:: TASK BRIEF ::
Quote each line of the material verbatim, without the pictures.

* Begin RAW RECORDS *

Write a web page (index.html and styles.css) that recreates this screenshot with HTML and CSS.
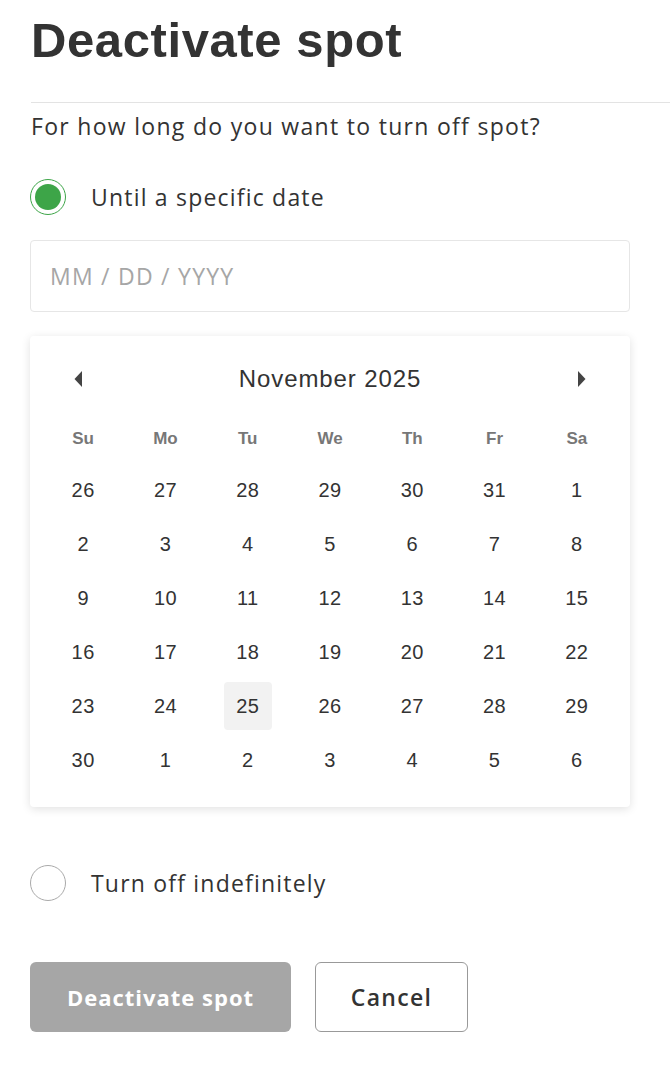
FILE: index.html
```html
<!DOCTYPE html>
<html lang="en">
<head>
<meta charset="utf-8">
<title>Deactivate spot</title>
<link rel="stylesheet" href="styles.css">
</head>
<body>
<main class="page">
  <h1 class="title">Deactivate spot</h1>
  <hr class="rule">
  <p class="question">For how long do you want to turn off spot?</p>

  <label class="option">
    <span class="radio radio-on"><span class="dot"></span></span>
    <span class="option-label">Until a specific date</span>
  </label>

  <div class="date-input">MM / DD / YYYY</div>

  <section class="calendar">
    <div class="cal-head">
      <button class="nav" aria-label="Previous month">
        <svg width="10" height="18" viewBox="0 0 10 18"><path d="M9 1 L1.5 9 L9 17 Z" fill="#444"/></svg>
      </button>
      <div class="month">November 2025</div>
      <button class="nav" aria-label="Next month">
        <svg width="10" height="18" viewBox="0 0 10 18"><path d="M1 1 L8.5 9 L1 17 Z" fill="#444"/></svg>
      </button>
    </div>
    <div class="grid weekdays">
      <span>Su</span><span>Mo</span><span>Tu</span><span>We</span><span>Th</span><span>Fr</span><span>Sa</span>
    </div>
    <div class="grid days">
      <span>26</span><span>27</span><span>28</span><span>29</span><span>30</span><span>31</span><span>1</span>
      <span>2</span><span>3</span><span>4</span><span>5</span><span>6</span><span>7</span><span>8</span>
      <span>9</span><span>10</span><span>11</span><span>12</span><span>13</span><span>14</span><span>15</span>
      <span>16</span><span>17</span><span>18</span><span>19</span><span>20</span><span>21</span><span>22</span>
      <span>23</span><span>24</span><span class="today">25</span><span>26</span><span>27</span><span>28</span><span>29</span>
      <span>30</span><span>1</span><span>2</span><span>3</span><span>4</span><span>5</span><span>6</span>
    </div>
  </section>

  <label class="option option-second">
    <span class="radio"></span>
    <span class="option-label">Turn off indefinitely</span>
  </label>

  <div class="actions">
    <button class="btn btn-primary">Deactivate spot</button>
    <button class="btn btn-secondary">Cancel</button>
  </div>
</main>
</body>
</html>
```

FILE: styles.css
```css
html, body {
  margin: 0;
  padding: 0;
  background: #fff;
}

body {
  font-family: "Open Sans", "Liberation Sans", sans-serif;
  color: #333;
  overflow: hidden;
}

.page {
  padding: 12px 0 0 30px;
  display: flex;
  flex-direction: column;
}

.title {
  margin: 0 0 0 1px;
  font-family: "Liberation Sans", Arial, sans-serif;
  font-weight: 700;
  font-size: 49px;
  line-height: 56px;
  letter-spacing: 0.6px;
  color: #333;
}

.rule {
  margin: 34px 0 0 1px;
  border: 0;
  border-top: 1px solid #e3e3e3;
  height: 0;
}

.question {
  margin: 8px 0 0 1px;
  font-size: 23px;
  line-height: 30px;
  letter-spacing: 1.3px;
  color: #333;
}

.option {
  display: flex;
  align-items: center;
  gap: 25px;
  margin-top: 38px;
  height: 36px;
}

.radio {
  width: 34px;
  height: 34px;
  border-radius: 50%;
  border: 1px solid #aaa;
  display: flex;
  align-items: center;
  justify-content: center;
  flex: none;
  box-sizing: content-box;
}

.radio-on {
  border-color: #3da548;
}

.dot {
  width: 26px;
  height: 26px;
  border-radius: 50%;
  background: #3da548;
}

.option-label {
  font-size: 23px;
  letter-spacing: 1.2px;
  color: #333;
}

.date-input {
  margin-top: 25px;
  width: 600px;
  height: 72px;
  box-sizing: border-box;
  border: 1px solid #e6e6e6;
  border-radius: 4px;
  padding: 0 19px;
  display: flex;
  align-items: center;
  font-size: 23px;
  letter-spacing: 1.25px;
  color: #a6a6a6;
}

.calendar {
  margin-top: 24px;
  width: 600px;
  box-sizing: border-box;
  padding: 20px 12px 20px;
  background: #fff;
  border-radius: 4px;
  box-shadow: 0 2px 10px rgba(0, 0, 0, 0.12);
}

.cal-head {
  display: flex;
  align-items: center;
  justify-content: space-between;
  height: 46px;
  padding: 0 31px;
}

.nav {
  border: 0;
  background: none;
  padding: 0;
  width: 10px;
  height: 18px;
  display: flex;
}

.month {
  font-family: "Liberation Sans", Arial, sans-serif;
  font-size: 24px;
  letter-spacing: 0.9px;
  color: #333;
}

.grid {
  display: grid;
  grid-template-columns: repeat(7, 1fr);
  justify-items: center;
  align-items: center;
}

.weekdays {
  margin-top: 19px;
  height: 36px;
  font-family: "Liberation Sans", Arial, sans-serif;
  font-weight: 700;
  font-size: 17px;
  color: #777;
}

.days {
  margin-top: 6px;
  grid-auto-rows: 54px;
  font-family: "Liberation Sans", Arial, sans-serif;
  font-size: 20px;
  letter-spacing: 0.4px;
  color: #333;
}

.days span {
  width: 48px;
  height: 48px;
  display: flex;
  align-items: center;
  justify-content: center;
  border-radius: 4px;
}

.days .today {
  background: #f2f2f2;
}

.option-second {
  margin-top: 58px;
}

.actions {
  display: flex;
  gap: 24px;
  margin-top: 61px;
}

.btn {
  height: 70px;
  border-radius: 6px;
  font-family: "Open Sans", "Liberation Sans", sans-serif;
  font-size: 22px;
  letter-spacing: 1px;
  padding: 0;
}

.btn-primary {
  width: 261px;
  background: #a6a6a6;
  border: 0;
  color: #fff;
  font-weight: 700;
}

.btn-secondary {
  width: 153px;
  background: #fff;
  border: 1px solid #999;
  color: #333;
  font-weight: 600;
  font-size: 23px;
  letter-spacing: 1.3px;
}
```
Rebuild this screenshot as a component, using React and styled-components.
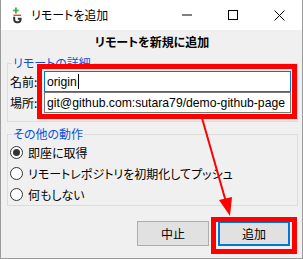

* End RAW RECORDS *

:: WRITTEN ANSWER ::
Write a web page (index.html and styles.css) that recreates this screenshot with HTML and CSS.
FILE: index.html
```html
<!DOCTYPE html>
<html lang="en">
<head>
<meta charset="utf-8">
<title>Deactivate spot</title>
<link rel="stylesheet" href="styles.css">
</head>
<body>
<main class="page">
  <h1 class="title">Deactivate spot</h1>
  <hr class="rule">
  <p class="question">For how long do you want to turn off spot?</p>

  <label class="option">
    <span class="radio radio-on"><span class="dot"></span></span>
    <span class="option-label">Until a specific date</span>
  </label>

  <div class="date-input">MM / DD / YYYY</div>

  <section class="calendar">
    <div class="cal-head">
      <button class="nav" aria-label="Previous month">
        <svg width="10" height="18" viewBox="0 0 10 18"><path d="M9 1 L1.5 9 L9 17 Z" fill="#444"/></svg>
      </button>
      <div class="month">November 2025</div>
      <button class="nav" aria-label="Next month">
        <svg width="10" height="18" viewBox="0 0 10 18"><path d="M1 1 L8.5 9 L1 17 Z" fill="#444"/></svg>
      </button>
    </div>
    <div class="grid weekdays">
      <span>Su</span><span>Mo</span><span>Tu</span><span>We</span><span>Th</span><span>Fr</span><span>Sa</span>
    </div>
    <div class="grid days">
      <span>26</span><span>27</span><span>28</span><span>29</span><span>30</span><span>31</span><span>1</span>
      <span>2</span><span>3</span><span>4</span><span>5</span><span>6</span><span>7</span><span>8</span>
      <span>9</span><span>10</span><span>11</span><span>12</span><span>13</span><span>14</span><span>15</span>
      <span>16</span><span>17</span><span>18</span><span>19</span><span>20</span><span>21</span><span>22</span>
      <span>23</span><span>24</span><span class="today">25</span><span>26</span><span>27</span><span>28</span><span>29</span>
      <span>30</span><span>1</span><span>2</span><span>3</span><span>4</span><span>5</span><span>6</span>
    </div>
  </section>

  <label class="option option-second">
    <span class="radio"></span>
    <span class="option-label">Turn off indefinitely</span>
  </label>

  <div class="actions">
    <button class="btn btn-primary">Deactivate spot</button>
    <button class="btn btn-secondary">Cancel</button>
  </div>
</main>
</body>
</html>
```

FILE: styles.css
```css
html, body {
  margin: 0;
  padding: 0;
  background: #fff;
}

body {
  font-family: "Open Sans", "Liberation Sans", sans-serif;
  color: #333;
  overflow: hidden;
}

.page {
  padding: 12px 0 0 30px;
  display: flex;
  flex-direction: column;
}

.title {
  margin: 0 0 0 1px;
  font-family: "Liberation Sans", Arial, sans-serif;
  font-weight: 700;
  font-size: 49px;
  line-height: 56px;
  letter-spacing: 0.6px;
  color: #333;
}

.rule {
  margin: 34px 0 0 1px;
  border: 0;
  border-top: 1px solid #e3e3e3;
  height: 0;
}

.question {
  margin: 8px 0 0 1px;
  font-size: 23px;
  line-height: 30px;
  letter-spacing: 1.3px;
  color: #333;
}

.option {
  display: flex;
  align-items: center;
  gap: 25px;
  margin-top: 38px;
  height: 36px;
}

.radio {
  width: 34px;
  height: 34px;
  border-radius: 50%;
  border: 1px solid #aaa;
  display: flex;
  align-items: center;
  justify-content: center;
  flex: none;
  box-sizing: content-box;
}

.radio-on {
  border-color: #3da548;
}

.dot {
  width: 26px;
  height: 26px;
  border-radius: 50%;
  background: #3da548;
}

.option-label {
  font-size: 23px;
  letter-spacing: 1.2px;
  color: #333;
}

.date-input {
  margin-top: 25px;
  width: 600px;
  height: 72px;
  box-sizing: border-box;
  border: 1px solid #e6e6e6;
  border-radius: 4px;
  padding: 0 19px;
  display: flex;
  align-items: center;
  font-size: 23px;
  letter-spacing: 1.25px;
  color: #a6a6a6;
}

.calendar {
  margin-top: 24px;
  width: 600px;
  box-sizing: border-box;
  padding: 20px 12px 20px;
  background: #fff;
  border-radius: 4px;
  box-shadow: 0 2px 10px rgba(0, 0, 0, 0.12);
}

.cal-head {
  display: flex;
  align-items: center;
  justify-content: space-between;
  height: 46px;
  padding: 0 31px;
}

.nav {
  border: 0;
  background: none;
  padding: 0;
  width: 10px;
  height: 18px;
  display: flex;
}

.month {
  font-family: "Liberation Sans", Arial, sans-serif;
  font-size: 24px;
  letter-spacing: 0.9px;
  color: #333;
}

.grid {
  display: grid;
  grid-template-columns: repeat(7, 1fr);
  justify-items: center;
  align-items: center;
}

.weekdays {
  margin-top: 19px;
  height: 36px;
  font-family: "Liberation Sans", Arial, sans-serif;
  font-weight: 700;
  font-size: 17px;
  color: #777;
}

.days {
  margin-top: 6px;
  grid-auto-rows: 54px;
  font-family: "Liberation Sans", Arial, sans-serif;
  font-size: 20px;
  letter-spacing: 0.4px;
  color: #333;
}

.days span {
  width: 48px;
  height: 48px;
  display: flex;
  align-items: center;
  justify-content: center;
  border-radius: 4px;
}

.days .today {
  background: #f2f2f2;
}

.option-second {
  margin-top: 58px;
}

.actions {
  display: flex;
  gap: 24px;
  margin-top: 61px;
}

.btn {
  height: 70px;
  border-radius: 6px;
  font-family: "Open Sans", "Liberation Sans", sans-serif;
  font-size: 22px;
  letter-spacing: 1px;
  padding: 0;
}

.btn-primary {
  width: 261px;
  background: #a6a6a6;
  border: 0;
  color: #fff;
  font-weight: 700;
}

.btn-secondary {
  width: 153px;
  background: #fff;
  border: 1px solid #999;
  color: #333;
  font-weight: 600;
  font-size: 23px;
  letter-spacing: 1.3px;
}
```
Rebuild this screenshot as a component, using React and styled-components.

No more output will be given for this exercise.